But without a toe-hold in the wiring closet of tomorrow's IT department, they are losing their insight to the next wave of technology that Carriers will want to deploy. Even assuming that "Carriers" will be deploying much of the same kind of technology. A new generation of technology is yet to emerge. Those with the expertise to roll it out don't appear to have the insight as to what it is. Those with the insight don't have the expertise to roll it out. Whichever can be learned most readily defines the winner in this case. And expertise can be had for hire.

The landscape has fundamentally changed. Roth recognized this and failed to move his organization. McGinn didn't see it coming and didn't bother trying. Both Lucent and NT have ended up in the same place from the same direction over different trajectories. Alcatel, Siemens, Ericsson... same story but each slightly different. Cisco is on course and claims a winning lead. Not unusual for the space.

'Cause Cisco pretends it isn't interested in a space unless it's #1. Nortel is unmatched at being #2. Lucent sports a #1 self-image with actual execution that spans places #1 through #1,357 somewhat randomly and sometimes all at once. Ericsson is #1 at one thing. Acatel is all over the map in an infinite number of things and therefore average by definition. Siemens is everywhere else doing all the other things, also average. And Nokia was once in the shoe business, which probably means something.

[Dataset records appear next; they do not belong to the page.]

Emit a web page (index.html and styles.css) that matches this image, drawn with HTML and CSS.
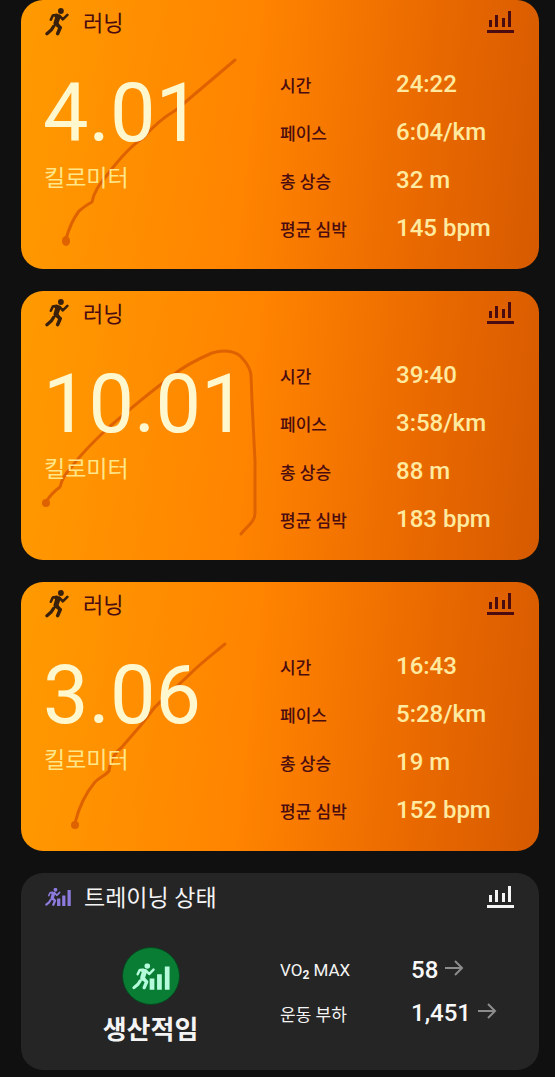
FILE: index.html
```html
<!DOCTYPE html>
<html lang="ko">
<head>
<meta charset="utf-8">
<meta name="viewport" content="width=device-width, initial-scale=1">
<title>러닝</title>
<link rel="stylesheet" href="styles.css">
</head>
<body>
<svg class="defs" aria-hidden="true">
  <symbol id="runner" viewBox="0 0 74 86">
    <circle cx="49" cy="9" r="9" fill="currentColor"/>
    <path d="M24 18L44 19L49 26L42 46L46 54L28 57L26 46L31 29Z" fill="currentColor"/>
    <g fill="none" stroke="currentColor" stroke-linejoin="round" stroke-linecap="round">
      <path d="M36 21L24 23L18 36" stroke-width="8"/>
      <path d="M45 24L55 35L69 21" stroke-width="8"/>
      <path d="M34 49L47 60L39 79" stroke-width="11"/>
      <path d="M26 57L19 68L6 79" stroke-width="10"/>
    </g>
  </symbol>
  <symbol id="bars" viewBox="0 0 28 24">
    <path d="M3 10h3v7H3zM9 5h3v12H9zM16 8h3v9h-3zM22 1h3v16h-3zM1 20h27v3H1z" fill="currentColor"/>
  </symbol>
  <symbol id="progress" viewBox="0 0 112 80">
    <svg x="0" y="0" width="68" height="80" viewBox="0 0 74 86"><use href="#runner" width="74" height="86"/></svg>
    <path d="M52 46h14v33H52zM74 33h14v46H74zM97 10h14v69H97z" fill="currentColor"/>
  </symbol>
  <symbol id="arrow" viewBox="0 0 20 18">
    <path d="M1 9h17M11 2l7 7-7 7" fill="none" stroke="currentColor" stroke-width="2"/>
  </symbol>
</svg>

<main class="feed">
  <article class="card run">
    <svg class="route" viewBox="0 0 259 269" aria-hidden="true">
      <path d="M45 239C48 228 52 219 58 211C63 207 67 204 71 202C73 192 78 185 86 175C99 158 111 145 122 138C134 124 143 117 155 110L214 60"/>
      <ellipse cx="45" cy="241" rx="4" ry="5"/>
    </svg>
    <header class="head">
      <svg class="runner"><use href="#runner"/></svg>
      <h2 class="title">러닝</h2>
      <button class="chart" type="button" aria-label="통계"><svg><use href="#bars"/></svg></button>
    </header>
    <div class="body">
      <div class="distance"><p class="number">4.01</p><p class="unit">킬로미터</p></div>
      <dl class="stats">
        <dt>시간</dt><dd>24:22</dd>
        <dt>페이스</dt><dd>6:04/km</dd>
        <dt>총 상승</dt><dd>32 m</dd>
        <dt>평균 심박</dt><dd>145 bpm</dd>
      </dl>
    </div>
  </article>

  <article class="card run">
    <svg class="route" viewBox="0 0 259 269" aria-hidden="true">
      <path d="M25 211C28 206 32 201 39 196C41 188 44 183 49 178C57 167 70 153 86 138C110 117 132 99 151 85C164 74 177 68 191 62C204 58 216 60 222 68Q229 76 230 84L231 110L234 170V222C234 231 226 235 220 243"/>
      <circle cx="25" cy="212" r="4"/>
    </svg>
    <header class="head">
      <svg class="runner"><use href="#runner"/></svg>
      <h2 class="title">러닝</h2>
      <button class="chart" type="button" aria-label="통계"><svg><use href="#bars"/></svg></button>
    </header>
    <div class="body">
      <div class="distance"><p class="number">10.01</p><p class="unit">킬로미터</p></div>
      <dl class="stats">
        <dt>시간</dt><dd>39:40</dd>
        <dt>페이스</dt><dd>3:58/km</dd>
        <dt>총 상승</dt><dd>88 m</dd>
        <dt>평균 심박</dt><dd>183 bpm</dd>
      </dl>
    </div>
  </article>

  <article class="card run">
    <svg class="route" viewBox="0 0 259 269" aria-hidden="true">
      <path d="M54 241C58 225 64 212 74 200C79 195 84 194 88 189C89 178 94 171 101 165L120 143L134 125C147 112 161 100 169 92C181 80 192 72 204 62"/>
      <circle cx="54" cy="243" r="4"/>
    </svg>
    <header class="head">
      <svg class="runner"><use href="#runner"/></svg>
      <h2 class="title">러닝</h2>
      <button class="chart" type="button" aria-label="통계"><svg><use href="#bars"/></svg></button>
    </header>
    <div class="body">
      <div class="distance"><p class="number">3.06</p><p class="unit">킬로미터</p></div>
      <dl class="stats">
        <dt>시간</dt><dd>16:43</dd>
        <dt>페이스</dt><dd>5:28/km</dd>
        <dt>총 상승</dt><dd>19 m</dd>
        <dt>평균 심박</dt><dd>152 bpm</dd>
      </dl>
    </div>
  </article>

  <article class="card training">
    <header class="head">
      <svg class="mini"><use href="#progress"/></svg>
      <h2 class="title">트레이닝 상태</h2>
      <button class="chart" type="button" aria-label="통계"><svg><use href="#bars"/></svg></button>
    </header>
    <div class="body">
      <div class="status">
        <span class="badge"><svg><use href="#progress"/></svg></span>
        <p class="state">생산적임</p>
      </div>
      <dl class="stats">
        <dt>VO<sub>2</sub> MAX</dt><dd>58<svg class="arrow"><use href="#arrow"/></svg></dd>
        <dt>운동 부하</dt><dd>1,451<svg class="arrow"><use href="#arrow"/></svg></dd>
      </dl>
    </div>
  </article>
</main>
</body>
</html>
```
FILE: styles.css
```css
* { box-sizing: border-box; }

body {
  margin: 0;
  background: #101010;
  font-family: Roboto, "Noto Sans CJK KR", sans-serif;
}

h2, p, dl, dd { margin: 0; }

.defs { position: absolute; width: 0; height: 0; }

.feed {
  display: flex;
  flex-direction: column;
  gap: 22px;
  padding: 0 16px 6px 21px;
}

.card {
  position: relative;
  border-radius: 22px;
  overflow: hidden;
}

.run {
  padding-bottom: 17px;
  background: linear-gradient(96deg, #ff9a00 0%, #ff8400 44%, #f87a00 56%, #e86800 78%, #d65a00 100%);
  color: #4a0c10;
}

.training {
  padding-bottom: 22px;
  background: #252525;
  color: #f4f4f4;
}

.route {
  position: absolute;
  top: 0;
  left: 0;
  width: 259px;
  height: 269px;
}
.route path { fill: none; stroke: #df6200; stroke-width: 3; stroke-linecap: round; stroke-linejoin: round; }
.route circle, .route ellipse { fill: #df6200; }

.head {
  position: relative;
  display: flex;
  align-items: center;
  height: 44px;
  padding: 0 25px 0 24px;
}
.training .head { height: 47px; }
.runner { width: 24px; height: 28px; margin-right: 14px; color: #38200c; }
.mini { width: 26px; height: 20px; margin-right: 13px; color: #8c7bdc; }
.title {
  flex: 1;
  padding-top: 4px;
  font-size: 22px;
  font-weight: 400;
  line-height: 32px;
}
.training .title { font-size: 23px; }
.chart {
  display: flex;
  padding: 0;
  border: 0;
  background: none;
  color: inherit;
  cursor: pointer;
}
.chart svg { width: 28px; height: 24px; }

.body {
  position: relative;
  display: grid;
  grid-template-columns: 1fr 1fr;
}

.distance { padding: 22px 0 0 22px; }
.number {
  color: #fff8cf;
  font-size: 81px;
  line-height: 96px;
}
.unit {
  padding: 1px 0 0 1px;
  color: #ffe68a;
  font-size: 23px;
  line-height: 32px;
}

.stats {
  display: grid;
  grid-template-columns: 116px 1fr;
  grid-auto-rows: 48px;
  align-items: center;
  padding-top: 16px;
  white-space: nowrap;
}
.stats dt { font-size: 17px; font-weight: 500; }
.stats dd {
  color: #ffeaa0;
  font-size: 24px;
  font-weight: 500;
}

.status {
  display: flex;
  flex-direction: column;
  align-items: center;
  padding-top: 27px;
}
.badge {
  display: grid;
  place-items: center;
  width: 58px;
  height: 58px;
  border: 1px solid #06451f;
  border-radius: 50%;
  background: #0a7d35;
  color: #b4fbdc;
}
.badge svg { width: 38px; height: 27px; }
.state {
  margin-top: 7px;
  font-size: 26px;
  font-weight: 700;
  line-height: 36px;
}

.training .stats {
  grid-template-columns: 131px 1fr;
  grid-auto-rows: 43px;
  padding-top: 28px;
}
.training dt { padding-top: 2px; font-weight: 400; }
.training sub { font-size: 12px; font-weight: 700; line-height: 1; vertical-align: -3px; }
.training dd {
  display: flex;
  align-items: center;
  gap: 6px;
  color: #f8f8f8;
}
.arrow { width: 20px; height: 18px; margin-bottom: 3px; color: #8c8c8c; }
```
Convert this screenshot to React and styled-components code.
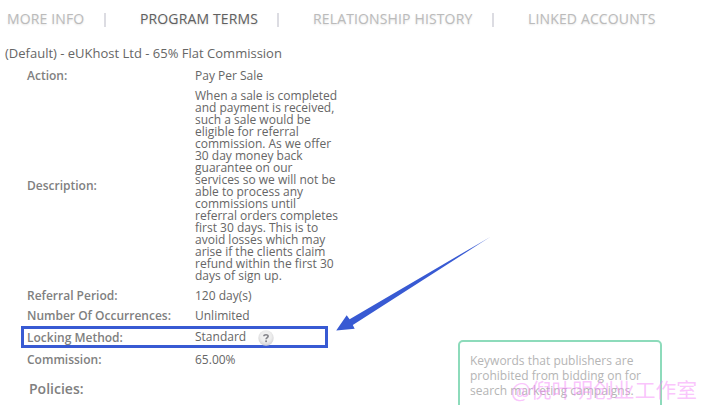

And then there are the much smaller JNPRs and so ons nibbling at the edges and the much larger IBMs and GEs lurking in the background. Plus a host of others of all shapes and sizes sniffing around the perimeter.

Anyone with a grade-school kid can see that stock price is not the only similarity between this space and Pokemon. The game is hard to call. Except possibly for the lead. Which is where I place Cisco and why I think Cisco (the company) is going to be the gear-slinging company to beat in years ahead. Wireless included. Which makes CSCO (the stock) a strong and compelling candidate for investment.

Which wouldn't be completely Shannon if I didn't mention the words "at the right price". Which (still being me) I suspect is in the single digits. Merely by comparing the number of dollars that dance in my head (a stunningly large number) and the number of shares (also a stunningly large number) and getting quite close to merely an order of magnitude difference. At least in the right direction.

But to your point about Cisco not competing with Nortel in wireless? Oh yes. Cisco is there.

John.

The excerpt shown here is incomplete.